Survey the vast plains of the Serengeti and peer into the caldera of the Ngorongoro, then pause a while on the powder-soft Zanzibari sands, where “earth, sea and sky all seemed wrapped in a soft and sensuous repose.” – Sir Richard Francis Burton, explorer.
Tanzania is a country of extremes. It is home to Lakes Victoria and Tanganyika, Africa’s largest and deepest lakes respectively. While standing on the snow-capped summit of Mount Kilimanjaro, the world’s tallest free-standing mountain, you are on the very top of Africa itself – its highest point above sea level. With such geological extremes, climates vary greatly within Tanzania.
More than almost any other destination, Tanzania is the land of safaris. With 22 national parks and forest reserves, it boasts the largest concentration of wildlife in the world. You can watch a bloat of hippos jostling for space in the muddy waterways, herds of elephants trooping along seasonal migration routes, whoops of chimpanzees swinging through the treetops, basks of crocodiles snoozing on the riverbanks, a crash of undisturbed rhinos roaming the savannah, towers of languid giraffes dining on ancient baobab trees and, while you hold your breath, lions padding around your vehicle.
In the Serengeti plains, you can witness the ultimate wildlife spectacle. Upwards of 2 million white-bearded wildebeest, together with zebra, antelope, gazelle and impala, participate in the largest terrestrial annual migration on Earth. Possibly the most memorable, and romantic way, to view this phenomenon is at dawn in a hot air balloon floating upwards as the sun slowly surfaces over the edge of the world illuminating the vast plains below.
Tanzania also boasts a great stretch of magical Indian Ocean coastline, with an archipelago of tranquil islands, rich marine diversity and sleepy coastal villages steeped in centuries of Swahili culture, imbued with Arabian and Indian influence. Zanzibar, Pemba and Mafia are the most well-known of these islands, with sparkling turquoise blue waters, white sandy beaches, coral reefs, and pods of playful dolphins. Arriving on these islands brings a new kind of safari – an underwater safari, bursting with countless species of amphibian life. Snorkelling and diving under these warm waters, you can immerse yourself in languid coastal rhythms that seem vastly different to the rest of Africa.

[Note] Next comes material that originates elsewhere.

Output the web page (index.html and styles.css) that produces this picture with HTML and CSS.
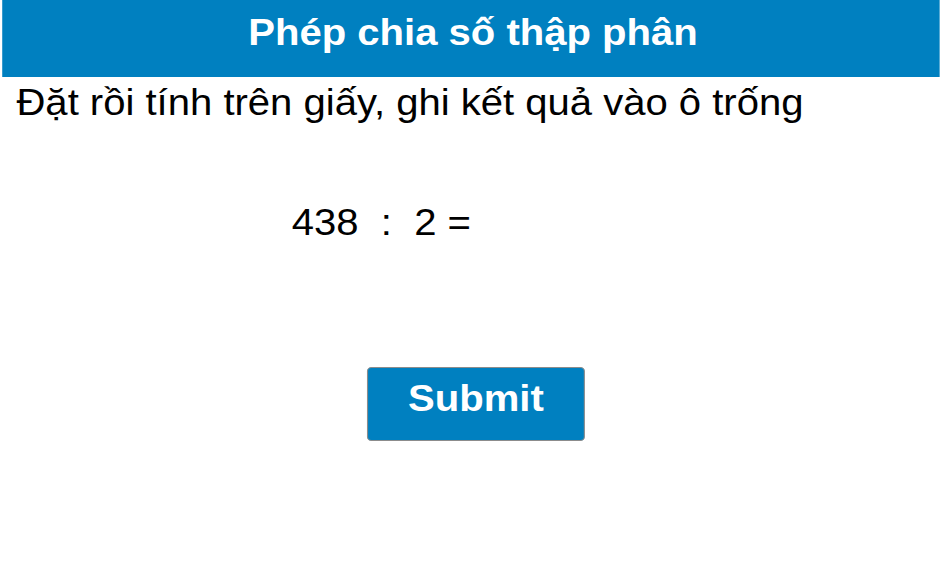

Wherever you go in Tanzania, opportunities abound for getting to know the country’s people and culture. Meet the red-cloaked Maasai warriors, spend time with the semi-nomadic Barabaig people and experience the hospitality of a local meal, accompanied by the vibrant sounds of traditional music and dance. As much as anything else, it is the Tanzanian people that ensure visiting the country is so memorable. Most likely you will yearn to return, to which most Tanzanians will say “Karibu tena” (we will welcome you again).